Monday, March 16, 2020

Crystal-Rainbow-Knob Day

Happy Crystal-Rainbow-Knob Day! My glass crystal door knob is so positioned that the sun will strike it twice a year, at spring and autumn, and today it's filling my room with rainbows.

I had an anxious night, again hardly sleeping with these virus worries; health worries, always my worst sort. Perhaps I've lacked confidence in my health because as a child my father told me that I was 'fat and lazy and would die of of a heart attack before I was thirty'. In fact this fear has plagued (excuse the word) my life and continues to do so. My confidence in my health waxes and wanes, but I know that I am fitter than most people of my age. This pandemic has a worse emotional effect because it is about the health of my family and dearest Deborah rather than merely myself, and I am dependent on them.

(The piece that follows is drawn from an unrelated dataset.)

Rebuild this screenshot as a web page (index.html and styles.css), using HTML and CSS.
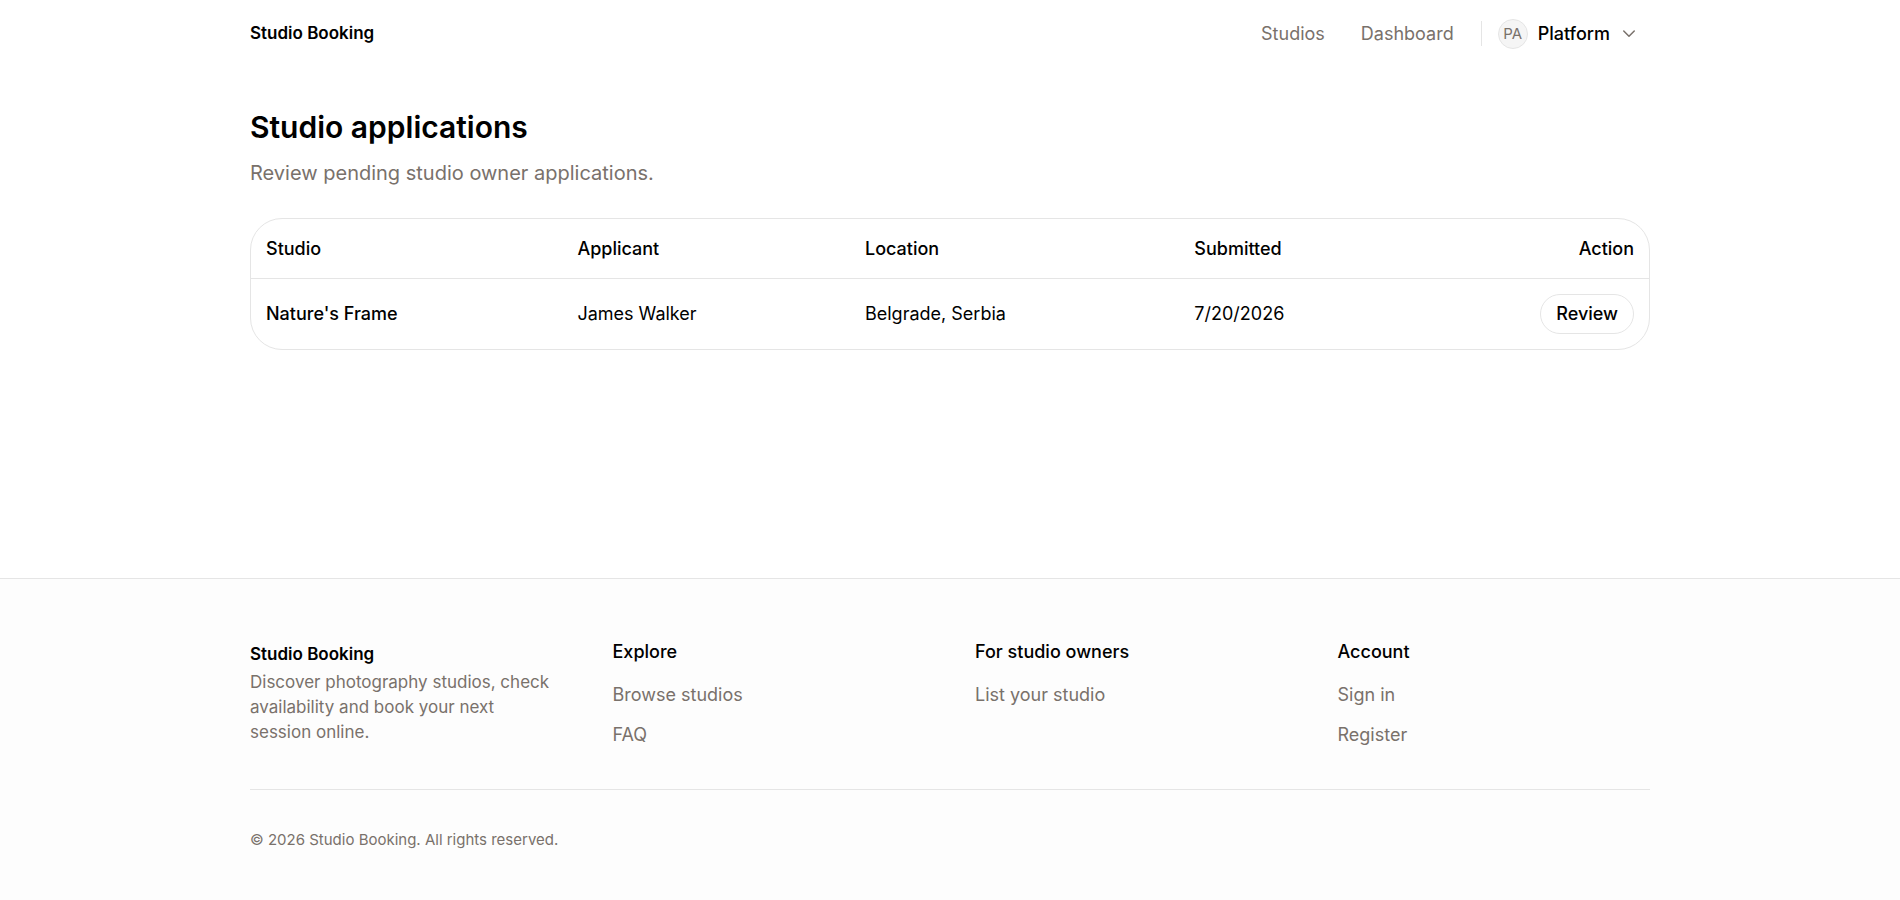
FILE: index.html
```html
<!DOCTYPE html>
<html lang="en">
<head>
    <meta charset="UTF-8">
    <meta name="viewport" content="width=device-width, initial-scale=1.0">
    <title>Studio applications - Studio Booking</title>
    <link rel="stylesheet" href="styles.css">
</head>
<body>
    <header class="header">
        <div class="container header-inner">
            <a href="#" class="brand">Studio Booking</a>
            <nav class="nav">
                <div class="nav-links">
                    <a href="#">Studios</a>
                    <a href="#">Dashboard</a>
                </div>
                <div class="account">
                    <button type="button" class="account-btn">
                        <span class="avatar">PA</span>
                        <span>Platform</span>
                        <svg class="chevron" viewBox="0 0 24 24" fill="none" stroke="currentColor" stroke-width="2" stroke-linecap="round" stroke-linejoin="round" aria-hidden="true">
                            <path d="m5 8 7 7 7-7"/>
                        </svg>
                    </button>
                </div>
            </nav>
        </div>
    </header>

    <main class="container main">
        <h1 class="page-title">Studio applications</h1>
        <p class="page-subtitle">Review pending studio owner applications.</p>

        <div class="table-wrap">
            <table class="table">
                <thead>
                    <tr>
                        <th>Studio</th>
                        <th>Applicant</th>
                        <th>Location</th>
                        <th>Submitted</th>
                        <th class="col-action">Action</th>
                    </tr>
                </thead>
                <tbody>
                    <tr>
                        <td class="cell-name">Nature's Frame</td>
                        <td>James Walker</td>
                        <td>Belgrade, Serbia</td>
                        <td>7/20/2026</td>
                        <td class="col-action"><button type="button" class="btn">Review</button></td>
                    </tr>
                </tbody>
            </table>
        </div>
    </main>

    <footer class="footer">
        <div class="container">
            <div class="footer-grid">
                <div>
                    <a href="#" class="brand">Studio Booking</a>
                    <p class="footer-text">Discover photography studios, check availability and book your next session online.</p>
                </div>
                <div>
                    <h2 class="footer-title">Explore</h2>
                    <ul class="footer-links">
                        <li><a href="#">Browse studios</a></li>
                        <li><a href="#">FAQ</a></li>
                    </ul>
                </div>
                <div>
                    <h2 class="footer-title">For studio owners</h2>
                    <ul class="footer-links">
                        <li><a href="#">List your studio</a></li>
                    </ul>
                </div>
                <div>
                    <h2 class="footer-title">Account</h2>
                    <ul class="footer-links">
                        <li><a href="#">Sign in</a></li>
                        <li><a href="#">Register</a></li>
                    </ul>
                </div>
            </div>
            <p class="copyright">© 2026 Studio Booking. All rights reserved.</p>
        </div>
    </footer>
</body>
</html>
```
FILE: styles.css
```css
* {
    margin: 0;
    padding: 0;
    box-sizing: border-box;
}

body {
    display: flex;
    flex-direction: column;
    min-height: 100vh;
    background: #fff;
    color: #000;
    font-family: Inter, "Liberation Sans", sans-serif;
    font-size: 18px;
    line-height: 25px;
}

a {
    color: inherit;
    text-decoration: none;
}

button {
    font: inherit;
    color: inherit;
    background: none;
    border: none;
    cursor: pointer;
}

.container {
    width: 100%;
    max-width: 1400px;
    margin: 0 auto;
}

/* Header */
.header-inner {
    display: flex;
    align-items: center;
    justify-content: space-between;
    height: 67px;
}

.brand {
    display: block;
    font-size: 17px;
    font-weight: 600;
    line-height: 31px;
}

.nav {
    display: flex;
    align-items: center;
    gap: 27px;
    padding-right: 12px;
}

.nav-links {
    display: flex;
    gap: 36px;
    color: #79716b;
}

.account {
    display: flex;
    align-items: center;
    height: 25px;
    padding-left: 16px;
    border-left: 1px solid #e5e5e5;
}

.account-btn {
    display: flex;
    align-items: center;
    gap: 10px;
    font-weight: 500;
}

.avatar {
    width: 30px;
    height: 30px;
    border: 1px solid #e5e5e5;
    border-radius: 50%;
    background: #f5f5f5;
    color: #79716b;
    font-size: 15px;
    font-weight: 400;
    line-height: 28px;
    text-align: center;
}

.chevron {
    width: 18px;
    height: 18px;
    color: #79716b;
}

/* Applications */
.main {
    flex: 1;
    padding: 40px 0;
}

.page-title {
    font-size: 30px;
    font-weight: 600;
    line-height: 40px;
}

.page-subtitle {
    margin-top: 11px;
    color: #79716b;
    font-size: 20px;
    line-height: 30px;
}

.table-wrap {
    margin-top: 30px;
    overflow: hidden;
    border: 1px solid #e5e5e5;
    border-radius: 32px;
}

.table {
    width: 100%;
    border-collapse: collapse;
    text-align: left;
}

.table th {
    height: 59px;
    padding: 0 15px;
    border-bottom: 1px solid #e5e5e5;
    font-weight: 500;
}

.table td {
    padding: 15px;
}

.table .cell-name {
    font-weight: 500;
}

.table .col-action {
    text-align: right;
}

.btn {
    height: 40px;
    padding: 0 15px;
    border: 1px solid #e5e5e5;
    border-radius: 20px;
    font-weight: 500;
    vertical-align: top;
}

/* Footer */
.footer {
    padding: 60px 0 50px;
    border-top: 1px solid #e5e5e5;
    background: #fdfdfd;
}

.footer-grid {
    display: grid;
    grid-template-columns: repeat(4, 1fr);
    gap: 50px;
    padding-bottom: 42px;
    border-bottom: 1px solid #e5e5e5;
}

.footer-text {
    max-width: 304px;
    color: #79716b;
    font-size: 17px;
}

.footer-title {
    font-size: 18px;
    font-weight: 500;
}

.footer-links {
    display: flex;
    flex-direction: column;
    gap: 15px;
    margin-top: 18px;
    color: #79716b;
    list-style: none;
}

.copyright {
    margin-top: 40px;
    color: #79716b;
    font-size: 15px;
    line-height: 20px;
}

@media (max-width: 1440px) {
    .container {
        padding-left: 20px;
        padding-right: 20px;
    }
}

@media (max-width: 900px) {
    .footer-grid {
        grid-template-columns: repeat(2, 1fr);
    }

    .table-wrap {
        overflow-x: auto;
    }
}
```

The news media is not helping. I think about wars on the news; about past reports from Israel, Northern Ireland, how those places seem dangerous because the news focuses on the dangerous part rather than the overall truth. Coronavirus is a bad virus, but the vast majority of people recover from it, so why worry? Life is Roulette. The government have lock-down plans and unprecedented measures which are dramatic and war-like. People are afraid (again, there is a real lack of reassuring and inspiring messages from our so-called leaders) but I can understand that these measures are to control the number of infections so that those who need medical treatment don't overwhelm the hospitals at once.

I know from sound processing that playing with exponents is so difficult! Numbers can jump sky high or to zero with a slight adjustment, and this is the knob-twiddling the government is attempting, aiming for a steady regular rate, at something like 50% of the health service capacity, over several calm and peaceful months. Of course, this is impossible (those jumping exponents), but this is the ideal.

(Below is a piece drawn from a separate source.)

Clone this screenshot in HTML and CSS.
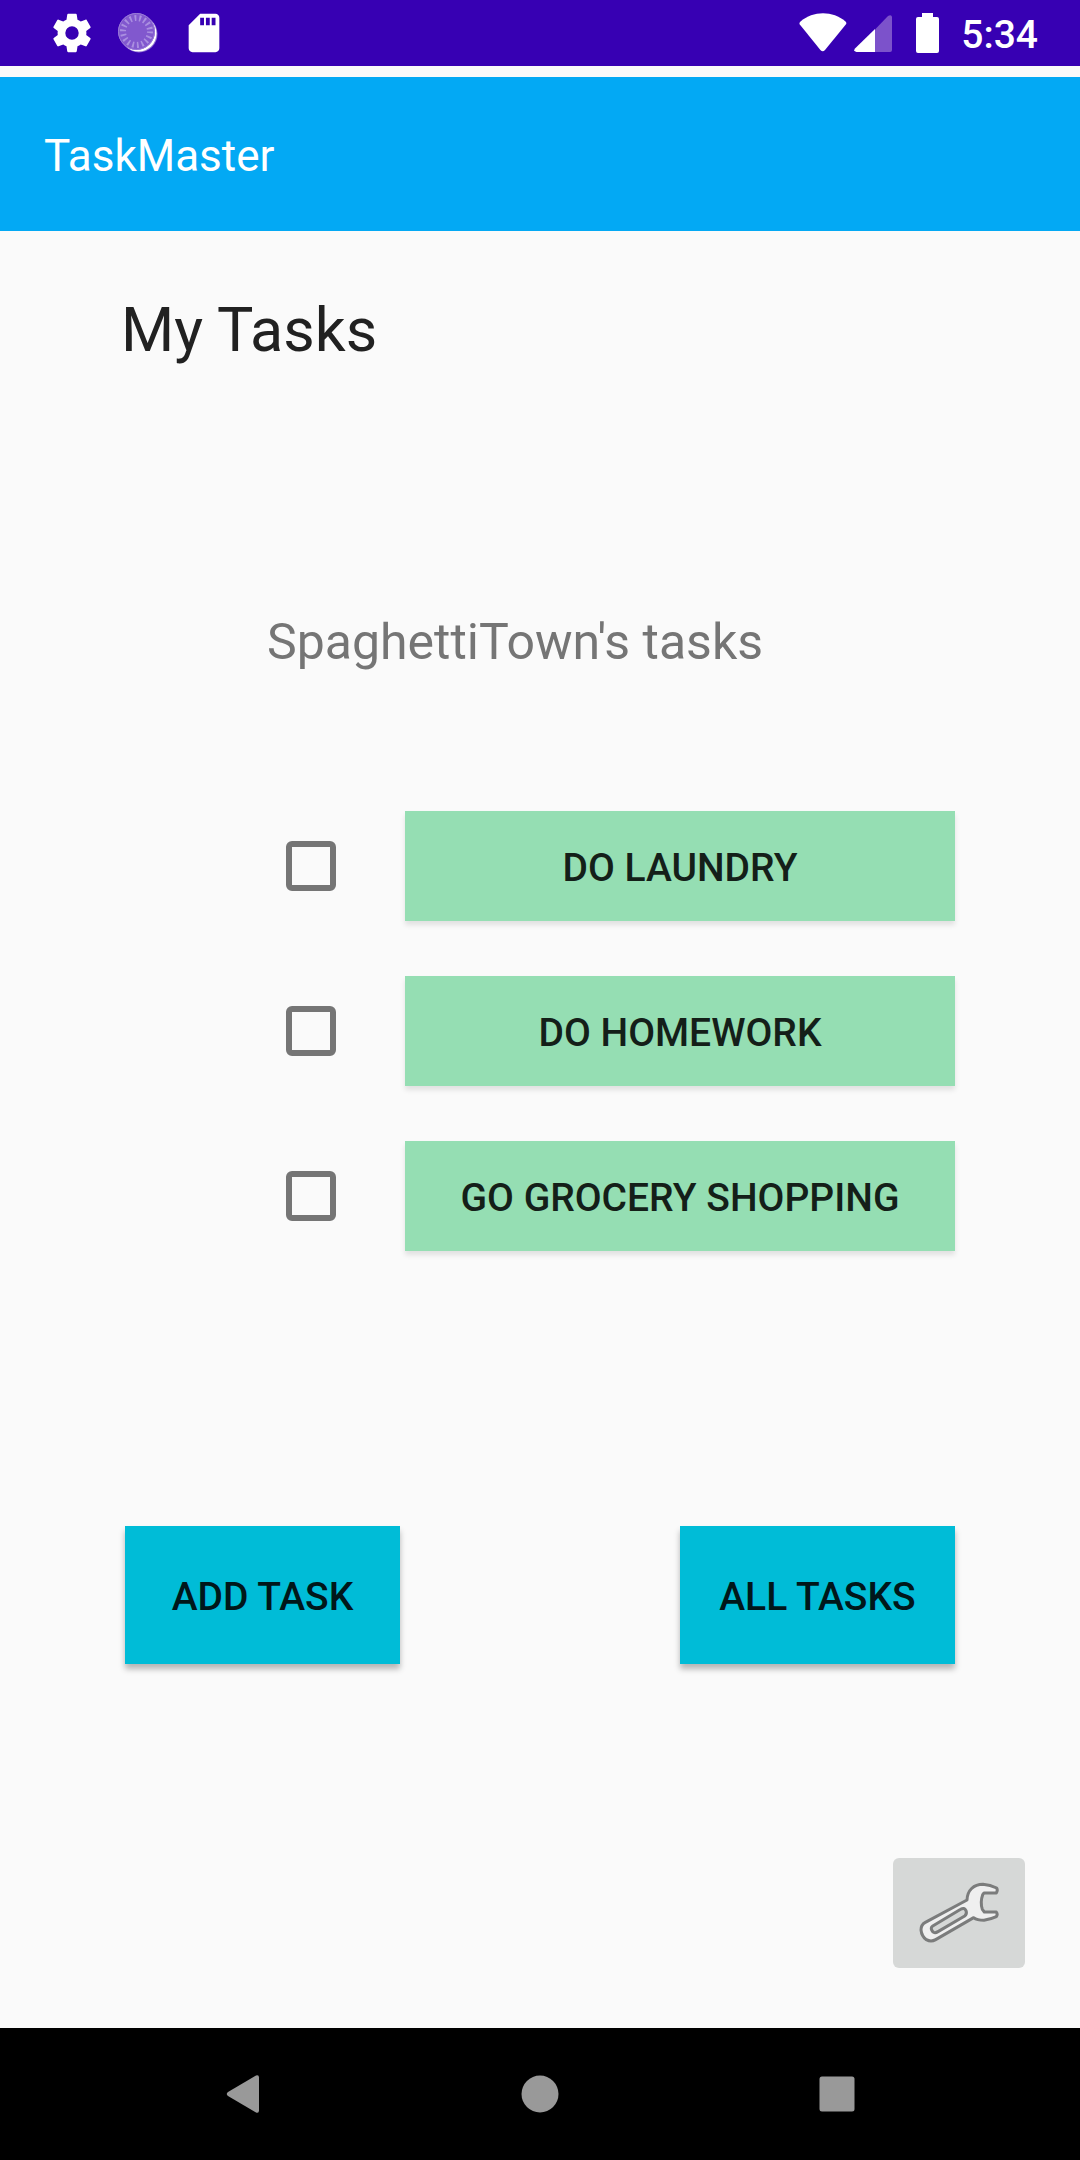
FILE: index.html
```html
<!DOCTYPE html>
<html lang="en">
<head>
<meta charset="utf-8">
<meta name="viewport" content="width=device-width, initial-scale=1">
<title>TaskMaster</title>
<link rel="stylesheet" href="styles.css">
</head>
<body>
<div class="status-bar">
  <div class="status-group notifications">
    <svg width="46" height="46" viewBox="0 0 24 24" fill="#fff" aria-hidden="true"><path d="M19.43 12.98c.04-.32.07-.64.07-.98s-.03-.66-.07-.98l2.11-1.65c.19-.15.24-.42.12-.64l-2-3.46c-.12-.22-.39-.3-.61-.22l-2.49 1c-.52-.4-1.08-.73-1.69-.98l-.38-2.65C14.46 2.18 14.25 2 14 2h-4c-.25 0-.46.18-.49.42l-.38 2.65c-.61.25-1.17.59-1.69.98l-2.49-1c-.23-.09-.49 0-.61.22l-2 3.46c-.13.22-.07.49.12.64l2.11 1.65c-.04.32-.07.65-.07.98s.03.66.07.98l-2.11 1.65c-.19.15-.24.42-.12.64l2 3.46c.12.22.39.3.61.22l2.49-1c.52.4 1.08.73 1.69.98l.38 2.65c.03.24.24.42.49.42h4c.25 0 .46-.18.49-.42l.38-2.65c.61-.25 1.17-.59 1.69-.98l2.49 1c.23.09.49 0 .61-.22l2-3.46c.12-.22.07-.49-.12-.64l-2.11-1.65zM12 15.500a3.500 3.500 0 1 1 0-7 3.500 3.500 0 0 1 0 7z"/></svg>
    <svg width="46" height="46" viewBox="0 0 46 46" aria-hidden="true">
      <circle cx="24" cy="24" r="18.500" fill="#8f70d2"/>
      <circle cx="23.500" cy="23.500" r="18" fill="#fff"/>
      <circle cx="21.500" cy="21.500" r="18.500" fill="#8158ce"/>
      <circle cx="21.500" cy="21.500" r="18" fill="none" stroke="#9a7bd9" stroke-width="1"/>
      <circle cx="21.500" cy="21.500" r="13.500" fill="none" stroke="#aa8fe0" stroke-width="6" stroke-dasharray="1.800 2.912"/>
    </svg>
    <svg width="46" height="46" viewBox="0 0 24 24" fill="#fff" aria-hidden="true"><path d="M18 2h-8L4 8.020V20c0 1.100.9 2 2 2h12c1.100 0 2-.9 2-2V4c0-1.100-.9-2-2-2zm-6 6h-2V4h2v4zm3 0h-2V4h2v4zm3 0h-2V4h2v4z"/></svg>
  </div>
  <div class="status-group">
    <svg width="48" height="40" viewBox="0 0 48 40" fill="#fff" aria-hidden="true"><path d="M1.500 8.500C14-2.500 34-2.500 46.500 8.500q1.500 1.500.3 3L26 37q-2.300 2.500-4.600 0L.8 11.500q-1-1.500.7-3z"/></svg>
    <svg class="signal" width="38" height="40" viewBox="0 0 38 40" aria-hidden="true"><path d="M21 16.500L34 3q3.500-2 4 1v33q0 2-2 2H21z" fill="#7c52cb"/><path d="M21 16v23H2.500q-3.500-.5-1.500-3.500z" fill="#fff"/></svg>
    <svg class="battery" width="23" height="40" viewBox="0 0 23 40" fill="#fff" aria-hidden="true"><path d="M6 0h11v4h4q2 0 2 2v32q0 2-2 2H2q-2 0-2-2V6q0-2 2-2h4z"/></svg>
    <span class="clock">5:34</span>
  </div>
</div>
<header class="app-bar">TaskMaster</header>
<main class="screen">
  <h1 class="title">My Tasks</h1>
  <h2 class="subtitle">SpaghettiTown's tasks</h2>
  <ul class="tasks">
    <li class="task"><input class="check" type="checkbox" aria-labelledby="task-1"><button class="btn btn-task" id="task-1" type="button">DO LAUNDRY</button></li>
    <li class="task"><input class="check" type="checkbox" aria-labelledby="task-2"><button class="btn btn-task" id="task-2" type="button">DO HOMEWORK</button></li>
    <li class="task"><input class="check" type="checkbox" aria-labelledby="task-3"><button class="btn btn-task" id="task-3" type="button">GO GROCERY SHOPPING</button></li>
  </ul>
  <div class="actions">
    <button class="btn btn-action" type="button">ADD TASK</button>
    <button class="btn btn-action" type="button">ALL TASKS</button>
  </div>
  <button class="settings" type="button" aria-label="Settings">
    <svg width="132" height="110" viewBox="69 54 396 330" fill="#efefef" stroke="#7b7c7c" stroke-width="9" stroke-linejoin="round" aria-hidden="true">
      <path d="M291 180C292 151 311 133 339 133Q361 135 380 144Q384 151 379 159H342L338 164Q330 187 337 208L343 216H379Q384 223 379 230Q362 238 342 241Q321 240 311 233L197 299Q183 307 169 299Q155 289 153 270Q153 254 166 247Z"/>
      <path fill="#d6d8d7" d="M187 259L272 208Q283 201 288 212Q292 222 284 228L204 275Q191 283 185 270Q182 263 187 259Z"/>
    </svg>
  </button>
</main>
<nav class="nav-bar">
  <button class="nav-btn" type="button" aria-label="Back"><svg width="40" height="40" viewBox="0 0 40 40" fill="#999" aria-hidden="true"><path d="M33 1.500q3-1 3 2v33q0 3-3 2L5 22q-2.500-2 0-4z"/></svg></button>
  <button class="nav-btn" type="button" aria-label="Home"><svg width="40" height="40" viewBox="0 0 40 40" fill="#999" aria-hidden="true"><circle cx="20" cy="20" r="18.500"/></svg></button>
  <button class="nav-btn" type="button" aria-label="Recent apps"><svg width="40" height="40" viewBox="0 0 40 40" fill="#999" aria-hidden="true"><rect x="2.500" y="2.500" width="35" height="35" rx="2.500"/></svg></button>
</nav>
</body>
</html>
```
FILE: styles.css
```css
* {
  box-sizing: border-box;
}

body {
  margin: 0;
  min-height: 100vh;
  display: flex;
  flex-direction: column;
  background: #fafafa;
  color: #212121;
  font-family: Roboto, sans-serif;
}

svg {
  display: block;
}

button {
  border: 0;
  padding: 0;
  font: inherit;
}

.status-bar {
  display: flex;
  align-items: center;
  justify-content: space-between;
  height: 66px;
  padding: 0 42px 0 49px;
  background: #3700b3;
  color: #fff;
}

.status-group {
  display: flex;
  align-items: center;
}

.notifications {
  gap: 20px;
}

.signal {
  margin-left: 7px;
}

.battery {
  margin: 0 22px 0 24px;
}

.clock {
  padding-top: 4px;
  font-size: 39px;
  font-weight: 500;
  line-height: 44px;
}

.app-bar {
  margin-top: 11px;
  padding: 53px 44px 49px;
  background: #03a9f4;
  color: #fff;
  font-size: 44px;
  line-height: 52px;
}

.screen {
  flex: 1;
  display: flex;
  flex-direction: column;
  padding: 64px 125px 60px;
}

.title,
.subtitle {
  margin: 0;
  font-weight: 400;
}

.title {
  margin-left: -4px;
  font-size: 61px;
  line-height: 70px;
}

.subtitle {
  margin: 248px 0 0 142px;
  color: #757575;
  font-size: 50px;
  line-height: 58px;
}

.tasks {
  display: flex;
  flex-direction: column;
  gap: 55px;
  margin: 140px 0 0;
  padding: 0 0 0 161px;
  list-style: none;
}

.task {
  display: flex;
  align-items: center;
  gap: 69px;
}

.check {
  appearance: none;
  width: 50px;
  height: 50px;
  margin: 0;
  border: 6px solid #757575;
  border-radius: 6px;
}

.check:checked {
  background: #757575;
}

.btn {
  color: #141f19;
  font-size: 39px;
  font-weight: 500;
  line-height: 46px;
}

.btn-task {
  flex: 1;
  padding: 34px 0 30px;
  background: #95deb3;
  box-shadow: 0 4px 5px rgba(0, 0, 0, 0.1);
}

.actions {
  display: flex;
  justify-content: space-between;
  margin-top: 275px;
}

.btn-action {
  width: 275px;
  padding: 48px 0 44px;
  background: #00bcd7;
  color: #00171a;
  box-shadow: 0 5px 6px rgba(0, 0, 0, 0.28);
}

.settings {
  align-self: flex-end;
  margin: auto -70px 0 0;
  border-radius: 6px;
  background: #d6d8d7;
}

.nav-bar {
  display: flex;
  align-items: center;
  justify-content: center;
  gap: 257px;
  height: 132px;
  background: #000;
}

.nav-btn {
  background: none;
}
```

Now it is here, most people will get coronavirus, if not in this wave then over the next three, four, five years until there is a vaccine, and I expect that, judging from the uptake levels of the measles vaccine, at least 90% of people will need to get it if the remaining 10% (or so) are to be protected, and therefore that it's best than the most in danger of dying are in that remaining percent. Coronavirus may mutate and re-infect people who have had it before, or possibly fade away, like the SARS virus, but this virus is so, well, virulent, that it will probably always be in some country, and so keep coming back every so often.

Either way, it's an extraordinary time to be alive, and my initial denial and fear is turning into pragmatism and even some romantic excitement at being a witness to these historic events. I've also been tearful at the thought of losing friends and people I know who are in a precarious health position (not yet pantomimingly gleeful at the potential death of enemies, we must look for bright sides). Are there any monuments to the 1918 Spanish Flu Pandemic? I expect there will be many to this one. I must work on one.

I feel weak and cold and tired now. Angry at myself for night-worries. Enough of them. Time for some lovely spring sun and crystal-rainbow gazing.